When Provost Joseph Klesner invited Andrew Engell, assistant professor of psychology, to lunch earlier this summer, Engell was enthusiastic, if also mildly suspicious.
“It’s always nice to see Provost Klesner,” Engell said with a smile, “but I was wondering, ‘Why are we at lunch?’ ”
The answer, Engell quickly learned, was that he would be the next holder of the Harvey F. Lodish Faculty Development Chair in the Natural Sciences — a three-year chair established in 2000 through a gift from Harvey Lodish ’62 H ’82 P ’89 and Pamela Lodish P ’89 — to recognize excellence in teaching, research and scholarship in the sciences at Kenyon.
The Lodish Professorship is awarded to a junior faculty member in the natural sciences division and is designed to attract and retain a promising colleague by offering not only prestige but also substantial support for research at a critical period early in the faculty member's career.
Upon hearing the news, “I was stunned, honestly,” said Engell, who joined the Kenyon faculty in 2013. Engell teaches courses in both psychology and neuroscience, and his research focuses on how people identify and interpret non-verbal social information that is conveyed by facial expression, eye-gaze direction, facial identity, body posture and biological motion.
"He's a very popular and effective lecturer," Klesner said of Engell. "Just as important, he's been able to create a team of undergraduate researchers who work in his lab, and they have been quite successful in putting together work that they can share with the scholarly community."
Further, he added, Engell’s research on the human brain (which primarily uses electroencephalography to record electrical activity generated in the brain), “provides to psychology and neuroscience students a real opportunity [for hands-on learning] that they otherwise wouldn't have."
By email, Lodish, a professor of biology and biomedical engineering at Massachusetts Institute of Technology and a past member of the Kenyon College Board of Trustees, said that the professorship he endowed 16 years ago “has succeeded beyond my highest expectations.”
Lodish has met with each of the previous recipients and said he was “especially pleased to learn of the professional plans for their students after Kenyon; many enrolled in top Ph.D. programs.”
This summer, Engell is working closely with four students on two different studies, both related to better understanding how we perceive and process human faces.
The Lodish chair, he said, will help him attend more meetings, conferences and workshops in the field. It also will allow him to run costly functional magnetic resonance imaging pilot studies that can serve as the foundation of future grant applications.
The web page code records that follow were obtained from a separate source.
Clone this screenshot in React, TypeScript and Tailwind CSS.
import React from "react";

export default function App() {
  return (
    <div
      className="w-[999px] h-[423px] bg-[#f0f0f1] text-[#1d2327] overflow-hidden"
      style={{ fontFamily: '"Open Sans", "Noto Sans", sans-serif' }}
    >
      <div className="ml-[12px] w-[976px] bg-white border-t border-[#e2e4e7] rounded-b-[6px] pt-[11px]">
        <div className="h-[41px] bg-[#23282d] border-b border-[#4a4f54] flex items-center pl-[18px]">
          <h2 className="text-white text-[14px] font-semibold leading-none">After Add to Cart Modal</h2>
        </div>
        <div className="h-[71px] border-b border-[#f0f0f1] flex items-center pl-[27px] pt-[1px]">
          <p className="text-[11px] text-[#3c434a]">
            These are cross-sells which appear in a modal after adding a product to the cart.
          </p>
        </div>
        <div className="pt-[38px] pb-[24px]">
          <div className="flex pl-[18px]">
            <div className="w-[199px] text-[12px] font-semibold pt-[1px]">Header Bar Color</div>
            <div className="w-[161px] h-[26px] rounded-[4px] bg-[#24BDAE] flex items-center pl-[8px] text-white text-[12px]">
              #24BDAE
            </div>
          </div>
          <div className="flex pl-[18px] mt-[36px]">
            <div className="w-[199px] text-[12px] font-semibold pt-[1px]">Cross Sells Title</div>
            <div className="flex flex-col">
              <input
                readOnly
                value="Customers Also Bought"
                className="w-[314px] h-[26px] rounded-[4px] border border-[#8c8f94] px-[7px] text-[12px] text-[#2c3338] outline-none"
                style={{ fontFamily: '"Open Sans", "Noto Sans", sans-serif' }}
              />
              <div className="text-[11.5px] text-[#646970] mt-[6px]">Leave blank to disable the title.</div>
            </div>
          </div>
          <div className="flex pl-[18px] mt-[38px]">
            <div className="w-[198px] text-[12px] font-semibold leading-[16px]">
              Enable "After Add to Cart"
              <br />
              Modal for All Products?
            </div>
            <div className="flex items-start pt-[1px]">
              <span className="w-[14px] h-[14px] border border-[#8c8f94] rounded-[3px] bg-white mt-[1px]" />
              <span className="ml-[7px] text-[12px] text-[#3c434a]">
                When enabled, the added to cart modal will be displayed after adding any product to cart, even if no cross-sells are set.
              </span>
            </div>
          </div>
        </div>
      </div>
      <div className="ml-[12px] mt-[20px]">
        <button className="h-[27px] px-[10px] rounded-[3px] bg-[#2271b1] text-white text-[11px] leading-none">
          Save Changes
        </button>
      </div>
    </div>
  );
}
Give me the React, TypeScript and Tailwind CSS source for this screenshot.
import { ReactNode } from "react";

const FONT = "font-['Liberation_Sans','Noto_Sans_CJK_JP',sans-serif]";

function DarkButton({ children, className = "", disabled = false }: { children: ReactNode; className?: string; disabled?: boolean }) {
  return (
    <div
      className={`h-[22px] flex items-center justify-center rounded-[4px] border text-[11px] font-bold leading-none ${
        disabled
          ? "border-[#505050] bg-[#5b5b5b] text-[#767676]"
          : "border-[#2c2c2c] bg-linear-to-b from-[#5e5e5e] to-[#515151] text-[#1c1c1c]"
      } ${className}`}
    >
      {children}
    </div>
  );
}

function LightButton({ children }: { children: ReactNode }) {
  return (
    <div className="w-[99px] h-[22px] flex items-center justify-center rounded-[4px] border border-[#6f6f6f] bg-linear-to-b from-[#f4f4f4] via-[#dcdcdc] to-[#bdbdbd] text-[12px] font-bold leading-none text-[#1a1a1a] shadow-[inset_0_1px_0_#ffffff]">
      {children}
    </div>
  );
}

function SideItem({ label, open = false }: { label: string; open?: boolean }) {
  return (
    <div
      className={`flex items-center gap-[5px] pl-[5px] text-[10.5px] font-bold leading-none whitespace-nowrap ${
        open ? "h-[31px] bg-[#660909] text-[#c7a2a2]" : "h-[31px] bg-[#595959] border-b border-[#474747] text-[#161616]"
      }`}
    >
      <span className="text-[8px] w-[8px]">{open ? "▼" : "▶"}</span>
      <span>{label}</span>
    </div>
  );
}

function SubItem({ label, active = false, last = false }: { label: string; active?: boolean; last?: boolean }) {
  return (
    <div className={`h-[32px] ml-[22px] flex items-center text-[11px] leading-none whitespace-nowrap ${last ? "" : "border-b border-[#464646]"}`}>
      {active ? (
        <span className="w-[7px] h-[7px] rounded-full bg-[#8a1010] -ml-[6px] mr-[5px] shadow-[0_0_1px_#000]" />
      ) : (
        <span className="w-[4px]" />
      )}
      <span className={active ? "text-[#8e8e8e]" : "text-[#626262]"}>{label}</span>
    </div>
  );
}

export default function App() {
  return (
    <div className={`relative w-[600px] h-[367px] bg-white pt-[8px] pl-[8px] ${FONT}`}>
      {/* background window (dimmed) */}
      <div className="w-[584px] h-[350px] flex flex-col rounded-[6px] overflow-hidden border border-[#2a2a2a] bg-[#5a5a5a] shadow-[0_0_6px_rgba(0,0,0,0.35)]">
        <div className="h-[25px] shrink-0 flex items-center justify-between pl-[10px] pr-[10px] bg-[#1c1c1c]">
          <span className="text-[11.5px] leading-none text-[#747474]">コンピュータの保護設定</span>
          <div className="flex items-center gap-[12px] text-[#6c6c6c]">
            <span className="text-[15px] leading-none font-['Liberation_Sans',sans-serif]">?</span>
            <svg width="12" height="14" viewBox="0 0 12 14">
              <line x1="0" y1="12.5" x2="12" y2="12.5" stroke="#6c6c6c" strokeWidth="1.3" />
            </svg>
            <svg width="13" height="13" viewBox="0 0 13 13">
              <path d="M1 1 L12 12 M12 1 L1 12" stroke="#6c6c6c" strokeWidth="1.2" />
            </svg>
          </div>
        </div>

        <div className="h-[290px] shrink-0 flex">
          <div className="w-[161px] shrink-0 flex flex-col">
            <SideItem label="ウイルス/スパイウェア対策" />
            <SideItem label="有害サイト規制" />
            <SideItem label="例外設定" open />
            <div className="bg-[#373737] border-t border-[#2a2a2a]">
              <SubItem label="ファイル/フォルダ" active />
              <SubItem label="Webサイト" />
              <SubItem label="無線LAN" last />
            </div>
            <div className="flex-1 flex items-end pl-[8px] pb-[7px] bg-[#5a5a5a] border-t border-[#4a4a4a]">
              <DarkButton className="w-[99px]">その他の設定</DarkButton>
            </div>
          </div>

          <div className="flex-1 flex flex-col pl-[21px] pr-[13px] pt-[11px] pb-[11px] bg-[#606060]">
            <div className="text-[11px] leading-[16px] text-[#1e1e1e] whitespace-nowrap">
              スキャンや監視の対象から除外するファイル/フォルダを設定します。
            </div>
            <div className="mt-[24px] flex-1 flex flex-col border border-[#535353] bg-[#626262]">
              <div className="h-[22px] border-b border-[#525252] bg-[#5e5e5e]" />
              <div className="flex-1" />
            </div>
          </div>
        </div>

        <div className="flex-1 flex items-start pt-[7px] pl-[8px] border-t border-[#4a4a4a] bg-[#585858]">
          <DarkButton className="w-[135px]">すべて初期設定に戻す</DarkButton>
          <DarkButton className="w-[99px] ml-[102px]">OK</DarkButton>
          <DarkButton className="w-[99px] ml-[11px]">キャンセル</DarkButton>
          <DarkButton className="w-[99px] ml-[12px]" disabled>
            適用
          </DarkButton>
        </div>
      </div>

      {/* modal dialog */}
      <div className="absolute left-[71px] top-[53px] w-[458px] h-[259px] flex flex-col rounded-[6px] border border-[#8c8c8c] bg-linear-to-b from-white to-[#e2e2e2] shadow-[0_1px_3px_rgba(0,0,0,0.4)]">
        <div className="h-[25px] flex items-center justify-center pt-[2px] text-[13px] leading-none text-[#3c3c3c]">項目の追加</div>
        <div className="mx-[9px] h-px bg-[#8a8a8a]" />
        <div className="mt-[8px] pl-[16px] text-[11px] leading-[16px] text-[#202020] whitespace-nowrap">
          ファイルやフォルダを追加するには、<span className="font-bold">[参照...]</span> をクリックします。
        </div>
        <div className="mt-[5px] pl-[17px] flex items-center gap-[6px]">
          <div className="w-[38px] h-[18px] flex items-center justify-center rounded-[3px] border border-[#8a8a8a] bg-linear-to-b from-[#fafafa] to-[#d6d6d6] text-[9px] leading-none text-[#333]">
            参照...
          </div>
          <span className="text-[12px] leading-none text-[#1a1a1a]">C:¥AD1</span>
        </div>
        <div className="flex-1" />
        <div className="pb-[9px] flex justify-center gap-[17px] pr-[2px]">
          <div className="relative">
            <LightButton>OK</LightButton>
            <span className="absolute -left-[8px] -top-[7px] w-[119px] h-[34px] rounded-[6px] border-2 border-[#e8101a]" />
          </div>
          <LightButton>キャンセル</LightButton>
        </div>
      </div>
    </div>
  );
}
Finally, it will allow him to grow a handful of research collaborations he has initiated, which are currently in their infancy, including partnerships with The Ohio State University College of Medicine, the University of Pittsburgh School of Medicine and Yale University.
"I'm often humbled by the amazing work of my colleagues in the natural sciences and College-wide,” Engell said. “So to get an award like this, to foster my research, is particularly gratifying. … I've had colleagues pop in to congratulate me and that, to me, is a reminder of what a great place Kenyon is — that people go out of their way to celebrate accomplishments like this and to share the joy."